§ EXERCISE TASK:
Pictures stay out of this copy, which runs from the first line of the material through the line containing "const [autoRun, setAutoRun]".

· · · · ·

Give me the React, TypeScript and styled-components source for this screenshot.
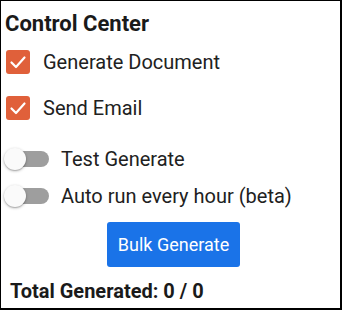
import React, { useState } from 'react';
import styled, { createGlobalStyle } from 'styled-components';

const GlobalStyle = createGlobalStyle`
  body {
    margin: 0;
    background: #fff;
    font-family: Roboto, "Liberation Sans", sans-serif;
    color: #212121;
  }
`

export default function App() {
  const [generateDoc, setGenerateDoc] = useState<boolean>(true)
  const [sendEmail, setSendEmail] = useState<boolean>(true)
  const [testGenerate, setTestGenerate] = useState<boolean>(false)
  const [autoRun, setAutoRun] = useState<boolean>(false)

  return (
    <>
      <GlobalStyle />
      <Panel>
        <Title>Control Center</Title>
        <CheckRow onClick={() => setGenerateDoc(!generateDoc)}>
          <Checkbox checked={generateDoc} />
          <Label>Generate Document</Label>
        </CheckRow>
        <CheckRow onClick={() => setSendEmail(!sendEmail)}>
          <Checkbox checked={sendEmail} />
          <Label>Send Email</Label>
        </CheckRow>
        <Switches>
          <SwitchRow onClick={() => setTestGenerate(!testGenerate)}>
            <Switch on={testGenerate} />
            <Label>Test Generate</Label>
          </SwitchRow>
          <SwitchRow onClick={() => setAutoRun(!autoRun)}>
            <Switch on={autoRun} />
            <Label>Auto run every hour (beta)</Label>
          </SwitchRow>
        </Switches>
        <ButtonRow>
          <BulkButton>Bulk Generate</BulkButton>
        </ButtonRow>
        <Total>Total Generated: 0 / 0</Total>
      </Panel>
    </>
  )
}

const Checkbox: React.FC<{ checked: boolean }> = ({ checked }) => (
  <Box checked={checked}>
    {checked && (
      <svg width="24" height="24" viewBox="0 0 24 24">
        <path d="M5.5 12.5 L10 17 L18.5 7.5" fill="none" stroke="#fff" strokeWidth="2.2" strokeLinecap="round" strokeLinejoin="round" />
      </svg>
    )}
  </Box>
)

const Switch: React.FC<{ on: boolean }> = ({ on }) => (
  <SwitchBase>
    <Track on={on} />
    <Thumb on={on} />
  </SwitchBase>
)

const Panel = styled.div`
  box-sizing: border-box;
  width: 342px;
  height: 310px;
  border: solid #000;
  border-width: 1px 2px 2px 1px;
  padding: 10px 0 0 0;
`

const Title = styled.h3`
  margin: 0 0 14px 4px;
  font-size: 22px;
  line-height: 25px;
  font-weight: 700;
  color: #1a1a1a;
`

const CheckRow = styled.div`
  display: flex;
  align-items: center;
  gap: 13px;
  height: 24px;
  padding-left: 5px;
  margin-bottom: 22px;
  cursor: pointer;
`

const Box = styled.span<{ checked: boolean }>`
  display: flex;
  align-items: center;
  justify-content: center;
  width: 24px;
  height: 24px;
  border-radius: 3px;
  background: ${p => p.checked ? '#e0603a' : '#fff'};
  border: ${p => p.checked ? 'none' : '2px solid #757575'};
  box-sizing: border-box;
`

const Label = styled.span`
  font-size: 20px;
  line-height: 24px;
  color: #212121;
`

const Switches = styled.div`
  display: flex;
  flex-direction: column;
  gap: 13px;
  margin-top: 27px;
`

const SwitchRow = styled.div`
  display: flex;
  align-items: center;
  gap: 12px;
  height: 24px;
  cursor: pointer;
`

const SwitchBase = styled.span`
  position: relative;
  width: 48px;
  height: 24px;
  flex-shrink: 0;
`

const Track = styled.span<{ on: boolean }>`
  position: absolute;
  left: 10px;
  top: 4px;
  width: 38px;
  height: 16px;
  border-radius: 8px;
  background: ${p => p.on ? '#f2b09c' : '#9e9e9e'};
`

const Thumb = styled.span<{ on: boolean }>`
  position: absolute;
  top: 1px;
  left: ${p => p.on ? '25px' : '3px'};
  width: 22px;
  height: 22px;
  border-radius: 50%;
  background: ${p => p.on ? '#e0603a' : '#fafafa'};
  box-shadow: 0 1px 3px rgba(0, 0, 0, 0.3), 0 1px 1px rgba(0, 0, 0, 0.14);
`

const ButtonRow = styled.div`
  display: flex;
  justify-content: center;
  padding-left: 6px;
  margin-top: 14px;
`

const BulkButton = styled.button`
  height: 45px;
  padding: 0 11px;
  border: none;
  border-radius: 3px;
  background: #1a73e8;
  color: #fff;
  font-family: Roboto, "Liberation Sans", sans-serif;
  font-size: 18px;
  cursor: pointer;
`

const Total = styled.div`
  margin: 13px 0 0 9px;
  font-size: 20px;
  line-height: 23px;
  font-weight: 700;
  color: #1a1a1a;
`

· · · · ·

§ ANSWER TO THIS EXERCISE:
Give me the React, TypeScript and styled-components source for this screenshot.
import React, { useState } from 'react';
import styled, { createGlobalStyle } from 'styled-components';

const GlobalStyle = createGlobalStyle`
  body {
    margin: 0;
    background: #fff;
    font-family: Roboto, "Liberation Sans", sans-serif;
    color: #212121;
  }
`

export default function App() {
  const [generateDoc, setGenerateDoc] = useState<boolean>(true)
  const [sendEmail, setSendEmail] = useState<boolean>(true)
  const [testGenerate, setTestGenerate] = useState<boolean>(false)
  const [autoRun, setAutoRun] = useState<boolean>(false)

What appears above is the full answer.